Notwithstanding the challenging Brexit negotiations and potential for further populist backlashes, Europe appears to be on the upswing. The Euro zone flash purchasing manager survey just rose to its highest level in almost six years with the composite PMI registering a healthy reading of 56.7. From this robust level, economists extrapolate a growth on the continent approaching two percent, placing it within a half percent of the consensus expectations for U.S. forward progress. In a separate survey, unemployment in Germany, Europe’s largest labor market, fell to a post-reunification low of 5.8% in March.

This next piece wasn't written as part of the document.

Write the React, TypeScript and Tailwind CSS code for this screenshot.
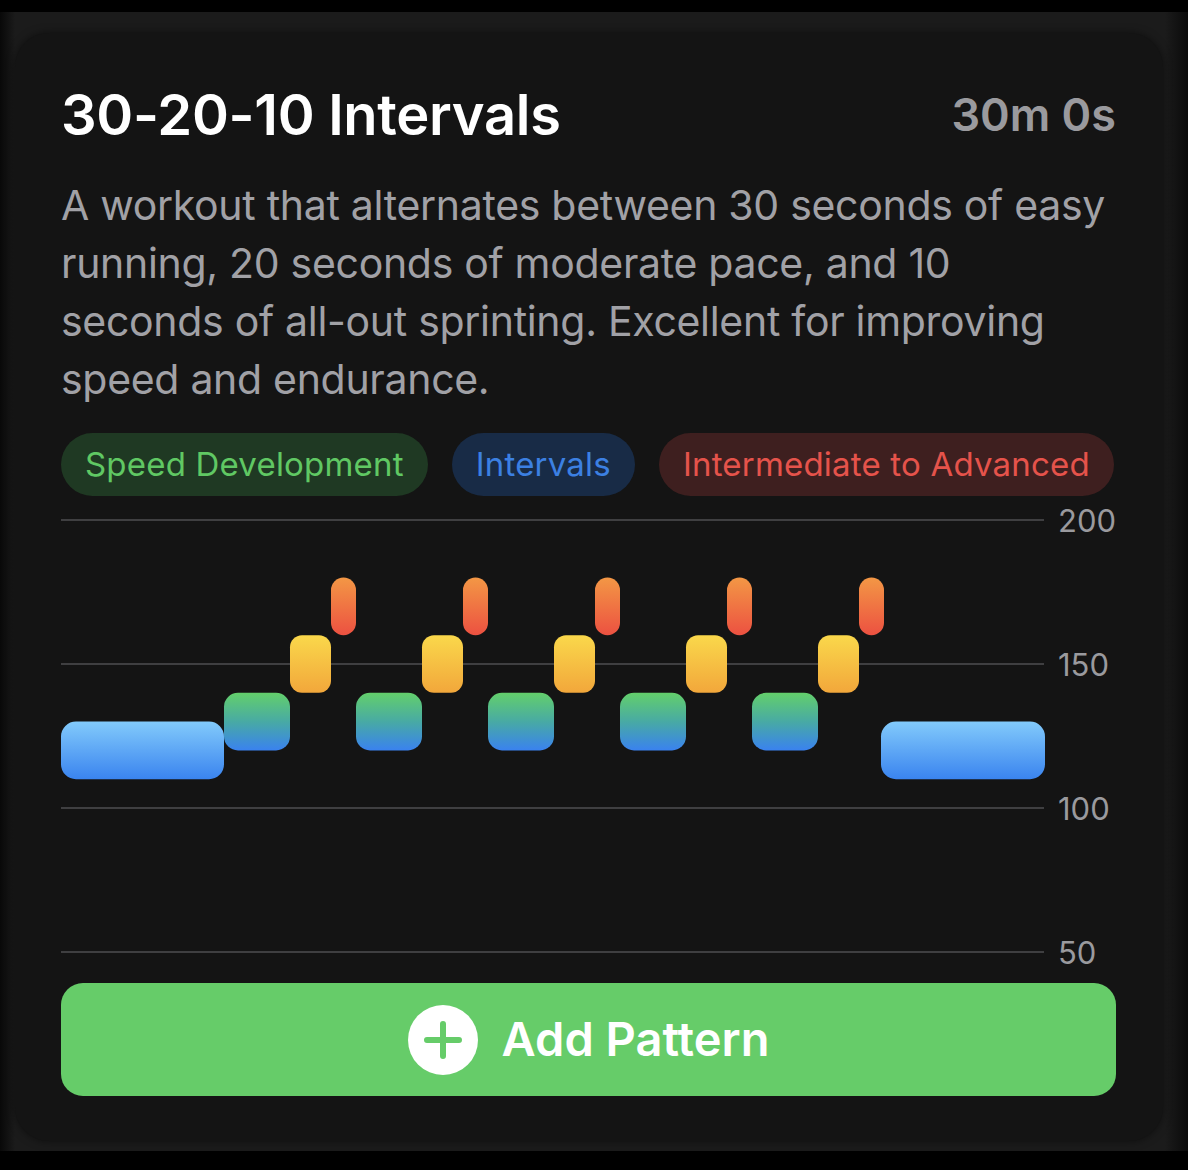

It is important to consider the difference between what has been commonly referred to as the “Trump Trade” versus a much broader global reflation trend, which actually started months before America’s election. Already, many of the Trump Trade stocks, such as infrastructure-related companies and banks have traded well off their highs as doubts grow about the President’s ability to fulfill his campaign promises. At the same time, Europe and many parts of Asia are continuing to improve and certainly the better economic picture across these countries cannot be attributed to confidence in America’s political leadership.
Investors disappointed by the underperformance of more globally-positioned equity investment funds compared to the S&P 500 should not be discouraged. International allocations still provide important diversification benefits for U.S. dollar-based investors, including most Bermuda residents.
After years of reaping the rewards of being overweight U.S. stocks in most of our investment strategies we have begun to tilt towards some of the healthier international equity markets. It is our belief that a reversion back to the historical long term averages should provide meaningful additional investment returns if current trends persist.